By Tredu.com • 10/29/2025
Tredu

Crude benchmarks paused on Wednesday following a three-day decline, with traders balancing a likely Federal Reserve rate cut against improving signals on US–China trade ties. Recent pricing showed oil rebounding from five-month lows as hopes for de-escalation supported risk appetite, yet the bounce faded as supply remained ample and product cracks softened into shoulder season. Reuters reporting over the past two weeks traced the move: a rebound from five-month lows, followed by renewed pressure as oversupply concerns resurfaced.
Two factors limited gains. First, optimism around a leaders’ framework between Washington and Beijing trimmed defensive positioning, easing the immediate need for commodity hedges. Second, the supply picture looked heavy: prompt Brent’s discount to the six-month contract deepened, and physical barrels in Europe and Africa traded weaker, both signs of comfortable availability. These dynamics, captured in market structure and cargo flows, argue for range-bound price action absent fresh disruptions.
A small Fed cut can loosen financial conditions at the margin, which is supportive for growth-sensitive assets including crude. Yet recent episodes show rate moves are being overwhelmed by fundamentals when storage rises and refinery demand eases. In September, oil fell even as markets cheered a U.S. cut, with traders citing large supplies and cooling demand. That precedent explains why the prospect of another 25 bp step is not, by itself, a bullish catalyst for crude.
The market remains attuned to OPEC+ policy and visible stocks. Messaging about potential output increases and the resumption of certain export streams fed October’s slide, while inventories and product balances reinforced the notion of a well-supplied market. Analysts flagged that prompt weakness versus deferred contracts, plus softer differentials for Atlantic Basin grades, are consistent with ample availability into early winter.
Macro risk sentiment improved as trade rhetoric cooled, lifting equities and some cyclicals. Even so, micro indicators in oil were mixed. Seasonal refinery maintenance trimmed crude runs, product cracks narrowed, and China’s storage flows slumped in September, hinting at a more cautious intake. Together, those signals kept spot rallies contained even when headline risk abated.
Term structure has shifted toward deeper prompt discounts, the clearest real-time vote on balance. When the front month trades at a larger discount to later months, it usually reflects heavy near-term supply or softer prompt demand. The recent trough in prompt Brent relative to six-month futures was the deepest since late 2023, underscoring why each rebound has struggled for follow-through.
Three levers stand out. First, credible signs of slower non-OPEC growth or project delays; banks have argued that lower prices ultimately cool supply growth, which can tighten balances with a lag. Second, a sharper-than-expected draw in U.S. stocks as refineries return from maintenance. Third, policy or geopolitical moves that curtail exports from key producers. In the absence of these, traders expect range trading with rallies capped by comfortable supply.

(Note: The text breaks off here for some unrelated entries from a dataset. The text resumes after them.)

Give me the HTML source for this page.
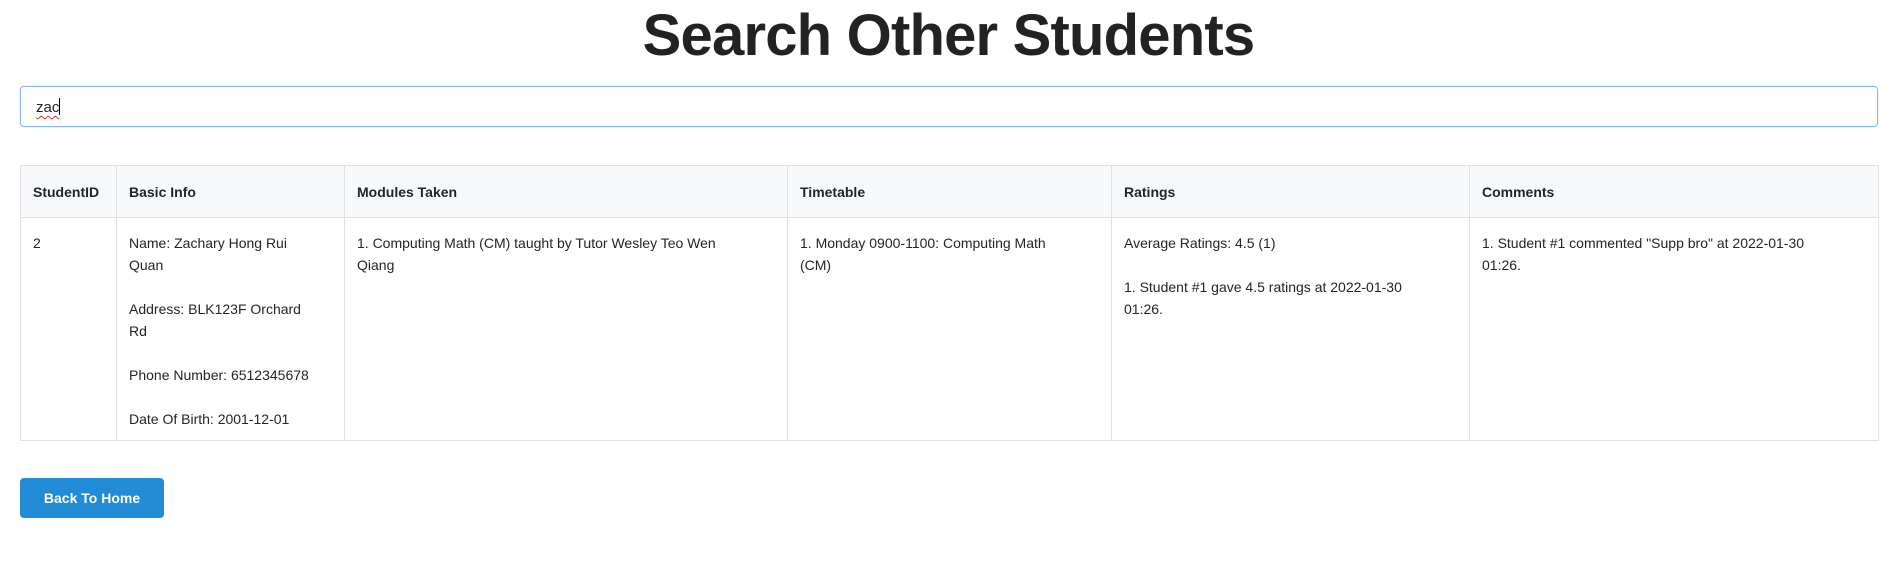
<!DOCTYPE html>
<html><head><meta charset="utf-8"><style>
*{box-sizing:border-box;margin:0;padding:0}
body{width:1897px;height:571px;background:#fff;font-family:"Liberation Sans",sans-serif;color:#212529;position:relative;overflow:hidden}
h1{position:absolute;left:0;top:0px;width:1897px;text-align:center;font-size:58px;font-weight:bold;letter-spacing:-0.8px;color:#222;line-height:72px}
.inp{position:absolute;left:20px;top:86px;width:1858px;height:41px;border:1px solid #86b7fe;border-radius:4px;box-shadow:0 0 0 1px rgba(13,110,253,.08);font-size:15px;padding:11px 15px;line-height:18px}
.inp span{text-decoration:underline wavy #d33;text-decoration-thickness:1px;text-underline-offset:3px}
.inp i{display:inline-block;width:1px;height:17px;background:#000;vertical-align:-3px}
table{position:absolute;left:20px;top:165px;width:1858px;border-collapse:collapse;table-layout:fixed;font-size:14px}
td,th{border:1px solid #dee2e6;vertical-align:top;text-align:left;padding:0 12px;white-space:nowrap}
th{background:#f8f9fa;height:52px;vertical-align:middle;font-weight:bold}
td{height:223px;padding-top:14px;line-height:22px}
.btn{position:absolute;left:20px;top:478px;width:144px;height:40px;background:#228bd6;border-radius:4px;color:#fff;font-weight:bold;font-size:14px;text-align:center;line-height:40px}
</style></head><body>
<h1>Search Other Students</h1>
<div class="inp"><span>zac</span><i></i></div>
<table>
<colgroup><col style="width:96px"><col style="width:228px"><col style="width:443px"><col style="width:324px"><col style="width:358px"><col style="width:409px"></colgroup>
<tr><th>StudentID</th><th>Basic Info</th><th>Modules Taken</th><th>Timetable</th><th>Ratings</th><th>Comments</th></tr>
<tr><td>2</td>
<td>Name: Zachary Hong Rui<br>Quan<br><br>Address: BLK123F Orchard<br>Rd<br><br>Phone Number: 6512345678<br><br>Date Of Birth: 2001-12-01</td>
<td>1. Computing Math (CM) taught by Tutor Wesley Teo Wen<br>Qiang</td>
<td>1. Monday 0900-1100: Computing Math<br>(CM)</td>
<td>Average Ratings: 4.5 (1)<br><br>1. Student #1 gave 4.5 ratings at 2022-01-30<br>01:26.</td>
<td>1. Student #1 commented "Supp bro" at 2022-01-30<br>01:26.</td></tr>
</table>
<div class="btn">Back To Home</div>
</body></html>
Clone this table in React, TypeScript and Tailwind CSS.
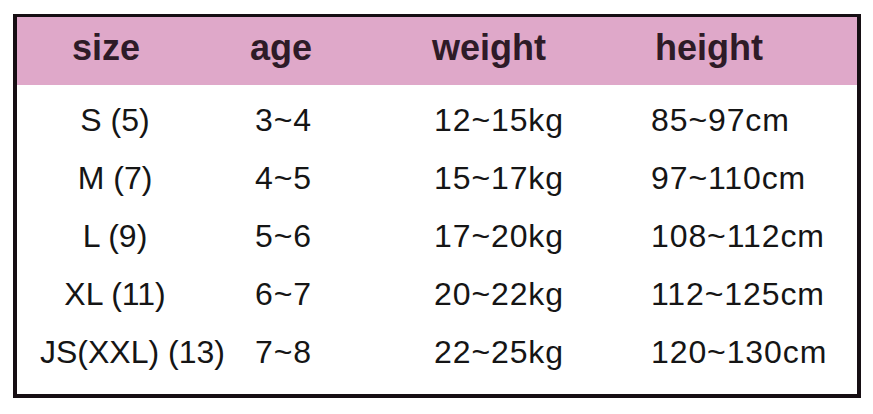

After the three-day slide, technicians focus on whether Brent can reclaim recent breakdown levels and whether WTI can defend support near recent lows. A sustained close back above those thresholds would signal fading pressure, particularly if accompanied by firmer product cracks. Failure would keep prices pinned in a consolidating range as structure and physical spreads lead price discovery.
Systematic funds trimmed length into October’s weakness, while discretionary players added selectively on dips tied to trade headlines. With volatility elevated and fundamentals soft, many desks prefer options for directional exposure around policy meetings and inventory days, rather than outright futures risk. The bias remains to sell strength into visible resistance until either structure tightens or inventories surprise to the downside.
Baseline expectations point to a range defined by ample supply, cautious refinery buying, and macro noise from trade and central banks. If a U.S.–China framework is codified and winter demand underwhelms, rallies are likely to fade. Conversely, if inventories tighten and OPEC+ signals restraint, the market can grind higher. For now, oil steadies after a three-day slide, with trade hopes tempering gains and oversupply still the anchor.